Lord bless us, your children

(Translated from Xhoso and Zulu)

One of only three anthems in the world that start in one key and end in another, the South African national anthem fuses together two songs: the Xhosa hymn “Nkosi Sikelel’ iAfrika” (God Bless Africa) and the Afrikaans song “Die Stem van Suid-Afrika” (The Call of South Africa). The anthem, which also incorporates five South African languages, signifies a call to unity after the end of apartheid.

Enoch Mankayi Sontonga, a Xhosa teacher and choirmater at a Methodist mission school, composed “Nkosi Sikelel’ iAfrika” in 1897 as a school anthem. The song, which reflects both Methodist hymnody and African praise singing, was first performed publicly in 1899 at the ordination of John Hlengani Mboweni, the first Tsonga Methodist pastor.

The song gained popularity as it was sung to close the 1912 meeting of the South African Native National Congress (now the African National Congress), the liberation movement seeking to advance the rights of black South Africans. The congress adopted the song as its official anthem in 1925, causing it to be banned during apartheid.

Meanwhile, poet C. J. Langenhoven wrote “Die Stem van Suid-Afrika” in 1918, and three years later, Dutch Reformed pastor Marthinus Lourens de Villiers composed its melody. It became the national anthem in 1938, alongside “God Save the King.”

In 1994, before Nelson Mandela’s inauguration as president, State President F. W. de Klerk declared that both songs would be the country’s national anthems. Three years into his administration, Mandela declared a new official national anthem that combined shortened versions of both songs.

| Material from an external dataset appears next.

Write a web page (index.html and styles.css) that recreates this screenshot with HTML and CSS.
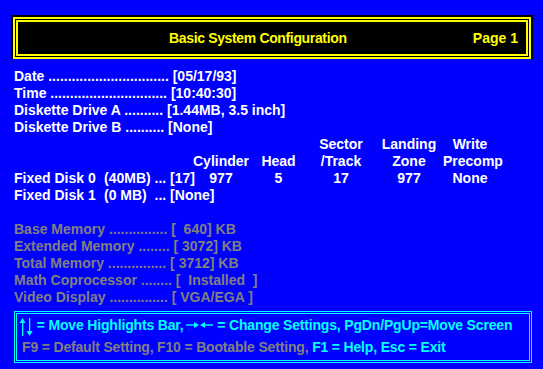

“The declaration of trust [in God] is the first and most important component of the South African National Anthem,” wrote Morakeng E. K. Lebaka, an African musical arts researcher at the University of South Africa. “The second element … is the invitation to trust and to unite, addressed to the community (South Africans).”

Four other African countries have historically adopted Sontonga’s “Nkosi Sikelel’ iAfrika” as their national anthem: Zambia, Tanzania, Namibia, and Zimbabwe. Zambia and Tanzania still use the melody for their anthems.